Rod Dreher has an interesting column in the October 2, 2005 Dallas Morning News. He is critical of both Republicans and Democrats. Among his comments:
More broadly, Katrina reveals that conservatism and liberalism, as presently constituted, are unable to deal effectively with this country's deepest problems. I sense that our long national prosperity and ease have not only frayed the fabric of civil society but also have lulled us all into a false sense of security and invulnerabilty--that because things have gone so well for so long, we can live like this forever.
What do the parties offer us? Flattering half-truths and lies, especially the idea that if we just elect them and keep those evil Others out of power, we can go on living exactly as we choose and defy gravity indefinitely.

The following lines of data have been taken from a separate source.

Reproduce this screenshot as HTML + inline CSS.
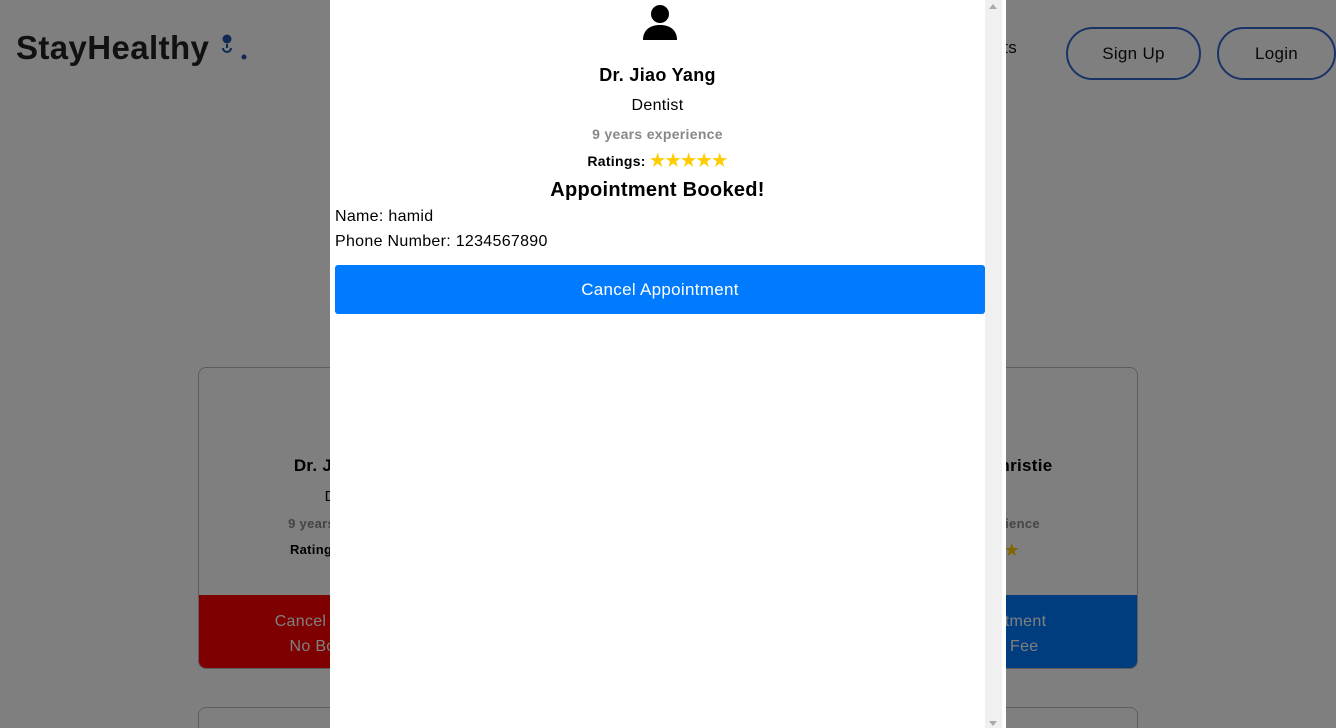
<!DOCTYPE html>
<html><head><meta charset="utf-8"><style>
*{margin:0;padding:0;box-sizing:border-box}
html,body{width:1336px;height:728px;overflow:hidden}
body{background:#fff;font-family:"Liberation Sans",sans-serif;position:relative;letter-spacing:0.3px}
.abs{position:absolute}
.logo{left:16px;top:29px;font-size:33px;font-weight:bold;color:#222;letter-spacing:0.4px}
.btn{border:2px solid #3366cc;border-radius:27px;height:53px;top:27px;font-size:17px;color:#111;display:flex;align-items:center;justify-content:center}
.card{border:1px solid #bbb;border-radius:8px;background:#fff;text-align:center;overflow:hidden}
.overlay{left:0;top:0;width:1336px;height:728px;background:rgba(0,0,0,0.5)}
.modal{left:330px;top:0;width:676px;height:728px;background:#fff}
.c{position:absolute;left:0;width:655px;text-align:center}
</style></head><body>
<div class="abs logo">StayHealthy</div>
<svg class="abs" style="left:216px;top:32px" width="36" height="32" viewBox="0 0 36 32"><circle cx="11" cy="7" r="4.5" fill="#2255aa"/><path d="M11 12v4M7 16a4 4 0 0 0 8 0" stroke="#2255aa" stroke-width="2" fill="none"/><circle cx="28" cy="25" r="2.5" fill="#2255aa"/></svg>
<div class="abs" style="right:319px;top:38px;font-size:17px;color:#111">Appointments</div>
<div class="abs btn" style="left:1066px;width:135px">Sign Up</div>
<div class="abs btn" style="left:1217px;width:119px">Login</div>
<div class="abs card" style="left:198px;top:367px;width:940px;height:302px">
<div class="abs" style="left:0;width:300px;top:88px;font-weight:bold;font-size:17px">Dr. Jiao Yang</div>
<div class="abs" style="left:0;width:300px;top:120px;font-size:15px">Dentist</div>
<div class="abs" style="left:0;width:300px;top:148px;font-size:13px;font-weight:bold;color:#888">9 years experience</div>
<div class="abs" style="left:0;width:300px;top:174px;font-size:13px;font-weight:bold">Ratings: <span style="color:#fc0">★★★★★</span></div>
<div class="abs" style="left:0;top:227px;width:300px;height:75px;background:#f00;color:#fff;font-size:16px;padding-top:14px;line-height:25px">Cancel Appointment<br>No Booking Fee</div>
<div class="abs" style="left:620px;width:320px;top:88px;font-weight:bold;font-size:17px">Dr. Denis Christie</div>
<div class="abs" style="left:620px;width:300px;top:120px;font-size:15px">Dentist</div>
<div class="abs" style="left:620px;width:320px;top:148px;font-size:13px;font-weight:bold;color:#888">9 years experience</div>
<div class="abs" style="left:640px;width:280px;top:172px;font-size:18px;color:#fc0">★★★★★</div>
<div class="abs" style="left:620px;top:227px;width:320px;height:75px;background:#007bff;color:#fff;font-size:16px;padding-top:14px;line-height:25px">Book Appointment<br>No Booking Fee</div>
</div>
<div class="abs card" style="left:198px;top:707px;width:940px;height:21px;border-bottom:none;border-radius:8px 8px 0 0"></div>
<div class="abs overlay"></div>
<div class="abs modal">
<svg class="abs" style="left:312px;top:4px" width="36" height="36" viewBox="0 0 36 36"><circle cx="18" cy="10" r="9" fill="#000"/><path d="M1 36c0-10 7-15 17-15s17 5 17 15z" fill="#000"/></svg>
<div class="c" style="top:65px;font-size:18px;font-weight:bold">Dr. Jiao Yang</div>
<div class="c" style="top:97px;font-size:16px">Dentist</div>
<div class="c" style="top:126px;font-size:14px;font-weight:bold;color:#888">9 years experience</div>
<div class="c" style="top:151px;font-size:14px;font-weight:bold">Ratings: <span style="color:#fc0;font-size:17px">★★★★★</span></div>
<div class="c" style="top:179px;font-size:20px;font-weight:bold">Appointment Booked!</div>
<div class="abs" style="left:5px;top:208px;font-size:16px">Name: hamid</div>
<div class="abs" style="left:5px;top:233px;font-size:16px">Phone Number: 1234567890</div>
<div class="abs" style="left:5px;top:265px;width:650px;height:49px;background:#007bff;color:#fff;border-radius:3px;font-size:17px;display:flex;align-items:center;justify-content:center">Cancel Appointment</div>
<div class="abs" style="left:655px;top:0;width:17px;height:728px;background:#f0f0f0"></div>
<div class="abs" style="left:659px;top:4px;width:0;height:0;border-left:4px solid transparent;border-right:4px solid transparent;border-bottom:5px solid #aaa"></div>
<div class="abs" style="left:659px;top:721px;width:0;height:0;border-left:4px solid transparent;border-right:4px solid transparent;border-top:5px solid #aaa"></div>
</div>
</body></html>
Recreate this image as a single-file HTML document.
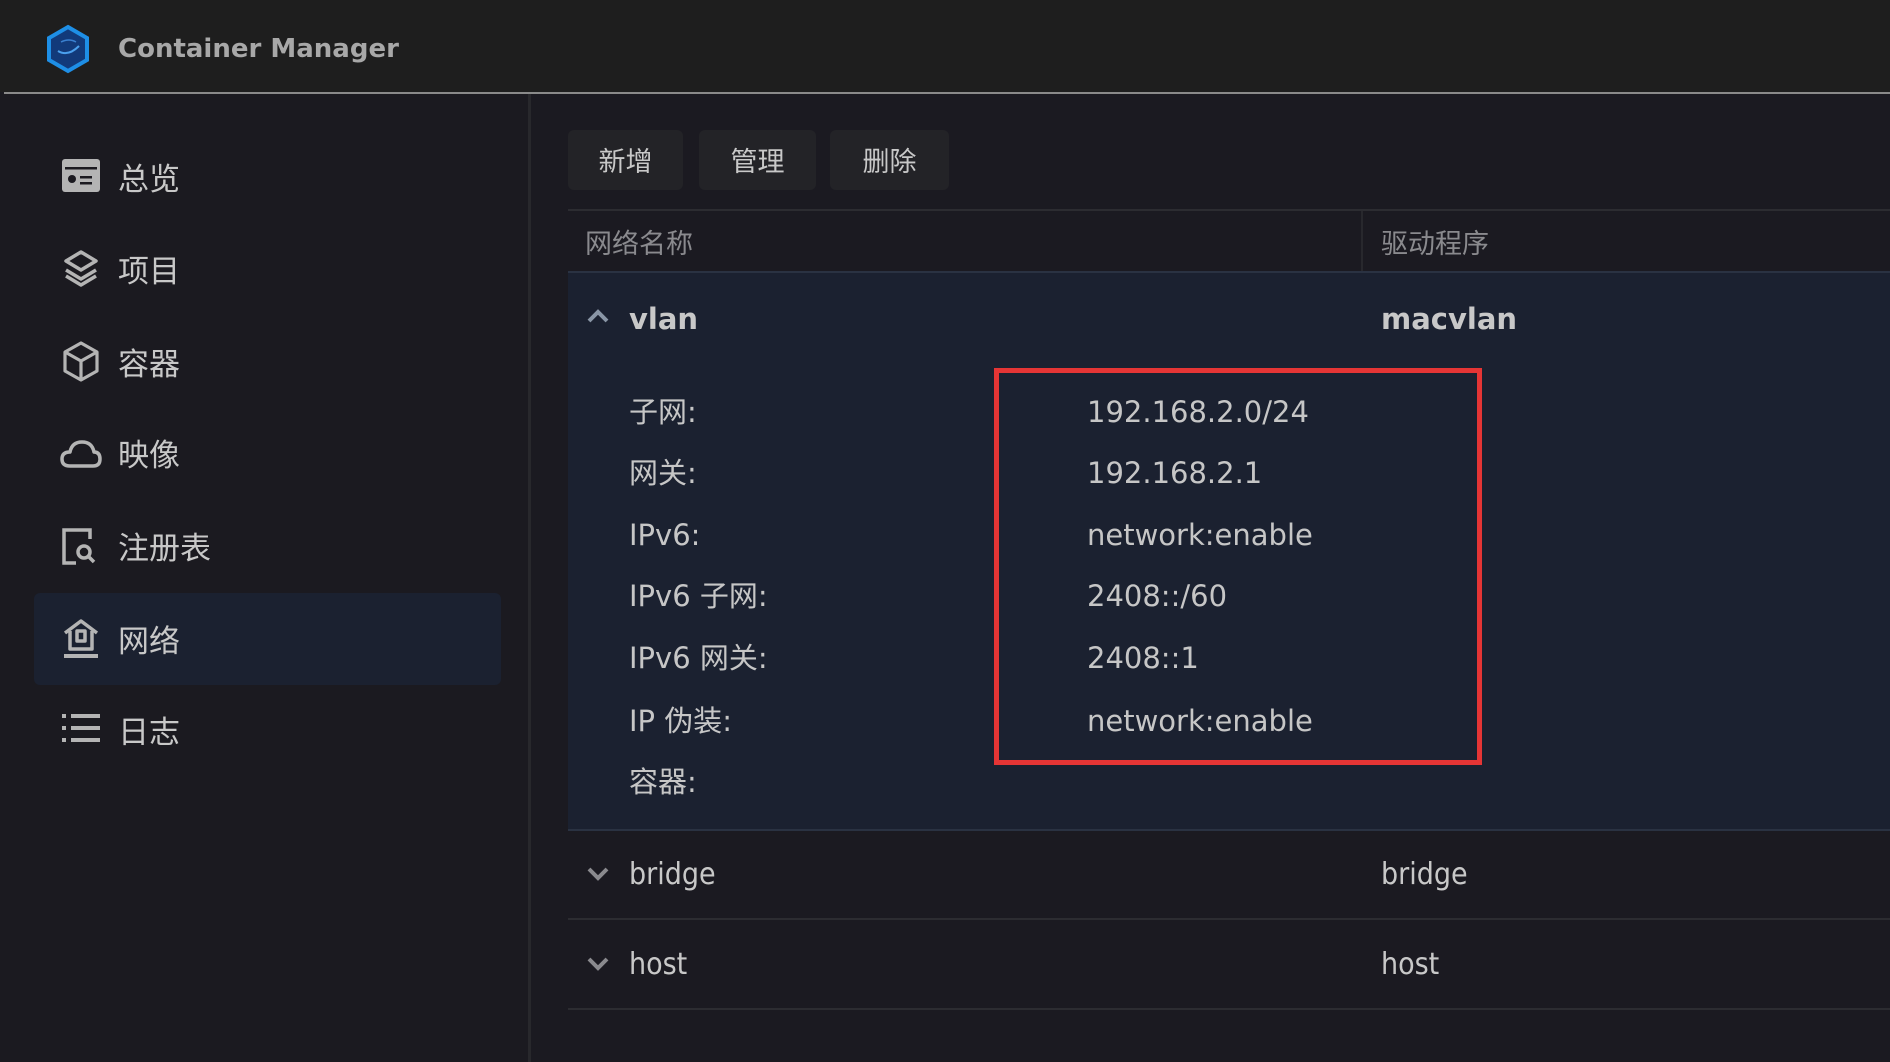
<!DOCTYPE html>
<html><head><meta charset="utf-8"><style>
*{margin:0;padding:0;box-sizing:border-box}
body{width:1890px;height:1062px;overflow:hidden;background:#1b1a21;font-family:"DejaVu Sans","Liberation Sans","Noto Sans CJK SC",sans-serif;color:#c8c8c8;position:relative}
.a{position:absolute}
.hdr{left:0;top:0;width:1890px;height:92px;background:#1e1e1e}
.hl{left:4px;top:92px;width:1886px;height:2px;background:#8a8a8a}
.sb{left:0;top:94px;width:529px;height:968px;background:#1b1a20}
.sbl{left:528px;top:94px;width:3px;height:968px;background:#28282c}
.nav{left:118px;font-size:31px;line-height:40px;height:40px;color:#c8c8c8;font-family:"Noto Sans CJK SC",sans-serif}
.ic{left:60px;width:44px;height:44px}
.btn{top:130px;height:60px;background:#232327;border-radius:6px;font-family:"Noto Sans CJK SC",sans-serif;font-size:27px;line-height:60px;text-align:center;color:#c8c8c8}
.th{font-family:"Noto Sans CJK SC",sans-serif;font-size:27px;color:#8a8a8e;top:222px;line-height:40px}
.ln{height:2px;left:568px;width:1322px}
.lab{left:629px;font-size:29px;line-height:40px;color:#c6c6c6;font-family:"DejaVu Sans","Noto Sans CJK SC",sans-serif}
.val{left:1087px;font-size:29px;line-height:40px;color:#c6c6c6}
.row{font-size:29px;line-height:40px;color:#c8c8c8}
.cr{font-size:30px;font-family:'DejaVu Sans Condensed','DejaVu Sans',sans-serif}
</style></head><body>
<div class="a hdr"></div>
<div class="a hl"></div>
<svg class="a" style="left:44px;top:24px" width="48" height="50" viewBox="0 0 48 50">
<polygon points="24,3 43,14 43,36 24,47 5,36 5,14" fill="#123a7a" stroke="#1e8fe6" stroke-width="4"/>
<path d="M14 27 Q24 33 35 22" stroke="#4aa0ee" stroke-width="2" fill="none"/>
<path d="M17 18 Q25 14 32 18" stroke="#3a80d0" stroke-width="1.5" fill="none"/>
</svg>
<div class="a" style="left:118px;top:31px;font-size:26px;font-weight:bold;color:#a8a8a8;line-height:36px">Container Manager</div>
<div class="a sb"></div>
<div class="a sbl"></div>
<div class="a" style="left:34px;top:593px;width:467px;height:92px;background:#1b2130;border-radius:6px"></div>

<svg class="a ic" style="top:155px" viewBox="0 0 44 44"><rect x="2" y="4" width="38" height="33" rx="3" fill="#b4b4b4"/><rect x="5" y="12" width="32" height="2.5" fill="#1b1a20"/><circle cx="12" cy="24" r="4" fill="#1b1a20"/><rect x="20" y="21" width="12" height="2.5" fill="#1b1a20"/><rect x="20" y="27" width="12" height="2.5" fill="#1b1a20"/></svg>
<div class="a nav" style="top:157px">总览</div>

<svg class="a ic" style="top:248px" viewBox="0 0 44 44" fill="none" stroke="#b4b4b4" stroke-width="3.5" stroke-linejoin="round"><path d="M21 4 L36 13 L21 22 L6 13 Z"/><path d="M6 22 L21 31 L36 22"/><path d="M6 28 L21 37 L36 28"/></svg>
<div class="a nav" style="top:249px">项目</div>

<svg class="a ic" style="top:340px" viewBox="0 0 44 44" fill="none" stroke="#b4b4b4" stroke-width="3.2" stroke-linejoin="round"><path d="M21 3 L37 12 L37 31 L21 40 L5 31 L5 12 Z"/><path d="M5 12 L21 21 L37 12 M21 21 L21 40"/></svg>
<div class="a nav" style="top:342px">容器</div>

<svg class="a ic" style="top:432px" viewBox="0 0 44 44" fill="none" stroke="#b4b4b4" stroke-width="3.5" stroke-linejoin="round"><path d="M10 34 Q2 34 2 27 Q2 20 10 20 Q12 10 22 10 Q32 10 34 20 Q40 20 40 27 Q40 34 33 34 Z"/></svg>
<div class="a nav" style="top:433px">映像</div>

<svg class="a ic" style="top:525px" viewBox="0 0 44 44" fill="none" stroke="#b4b4b4" stroke-width="3.5"><path d="M16 38 L4 38 L4 5 L30 5 L30 14"/><circle cx="24" cy="27" r="6"/><path d="M28 31 L34 37"/></svg>
<div class="a nav" style="top:526px">注册表</div>

<svg class="a ic" style="top:617px" viewBox="0 0 44 44" fill="none" stroke="#b4b4b4" stroke-width="3.5" stroke-linejoin="round"><path d="M5 16 L21 4 L37 16"/><path d="M10 14 L10 32 L32 32 L32 14"/><rect x="17" y="14" width="8" height="10"/><path d="M4 39 L38 39" stroke-width="4"/></svg>
<div class="a nav" style="top:619px">网络</div>

<svg class="a ic" style="top:708px" viewBox="0 0 44 44" fill="#b4b4b4"><rect x="2" y="6" width="4" height="4"/><rect x="2" y="18" width="4" height="4"/><rect x="2" y="30" width="4" height="4"/><rect x="11" y="6" width="29" height="4"/><rect x="11" y="18" width="29" height="4"/><rect x="11" y="30" width="29" height="4"/></svg>
<div class="a nav" style="top:710px">日志</div>

<div class="a btn" style="left:568px;width:115px">新增</div>
<div class="a btn" style="left:699px;width:117px">管理</div>
<div class="a btn" style="left:830px;width:119px">删除</div>

<div class="a ln" style="top:209px;background:#2c2c31"></div>
<div class="a" style="left:1361px;top:211px;width:2px;height:61px;background:#28282d"></div>
<div class="a th" style="left:585px">网络名称</div>
<div class="a th" style="left:1381px">驱动程序</div>

<div class="a" style="left:568px;top:272px;width:1322px;height:558px;background:#1b2130"></div>
<div class="a ln" style="top:271px;background:#2a3242"></div>
<svg class="a" style="left:585px;top:306px" width="26" height="20" viewBox="0 0 26 20"><path d="M4 15 L13 6 L22 15" stroke="#8a96a6" stroke-width="4" fill="none"/></svg>
<div class="a row" style="left:629px;top:299px;font-weight:bold">vlan</div>
<div class="a row" style="left:1381px;top:299px;font-weight:bold">macvlan</div>

<div class="a lab" style="top:392px">子网:</div>
<div class="a lab" style="top:453px">网关:</div>
<div class="a lab" style="top:515px">IPv6:</div>
<div class="a lab" style="top:576px">IPv6 子网:</div>
<div class="a lab" style="top:638px">IPv6 网关:</div>
<div class="a lab" style="top:701px">IP 伪装:</div>
<div class="a lab" style="top:762px">容器:</div>

<div class="a val" style="top:392px">192.168.2.0/24</div>
<div class="a val" style="top:453px">192.168.2.1</div>
<div class="a val" style="top:515px">network:enable</div>
<div class="a val" style="top:576px">2408::/60</div>
<div class="a val" style="top:638px">2408::1</div>
<div class="a val" style="top:701px">network:enable</div>

<div class="a" style="left:994px;top:368px;width:488px;height:397px;border:5px solid #e53535"></div>

<div class="a ln" style="top:829px;background:#2a3242"></div>
<svg class="a" style="left:585px;top:864px" width="26" height="20" viewBox="0 0 26 20"><path d="M4 5 L13 14 L22 5" stroke="#8a8a8e" stroke-width="4" fill="none"/></svg>
<div class="a row cr" style="left:629px;top:855px">bridge</div>
<div class="a row cr" style="left:1381px;top:855px">bridge</div>
<div class="a ln" style="top:918px;background:#2c2c31"></div>
<svg class="a" style="left:585px;top:954px" width="26" height="20" viewBox="0 0 26 20"><path d="M4 5 L13 14 L22 5" stroke="#8a8a8e" stroke-width="4" fill="none"/></svg>
<div class="a row cr" style="left:629px;top:945px">host</div>
<div class="a row cr" style="left:1381px;top:945px">host</div>
<div class="a ln" style="top:1008px;background:#2c2c31"></div>
</body></html>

Both parties are captive to a bipartisan ideology of consumerist individualism, which basically says that self-fulfillment and maximized personal choice are the greatest good. And we, the people, enable them because we, too, shrink from the idea that we might be asked to sacrifice for the greater good or even our own good. We don't demand real leadership from our leaders because they all promise, in their respective ways, to lest us spoiled children keep raiding the cookie jar.
He recommends a book by Lee Clarke, Worst Cases: Terrorism and Catastrophe in the Popular Imagination. Clarke argues that the American public is living under the illusion that government can help us control inevitable mass catastrophes because bureaucracies are by their very nature inefficient responders.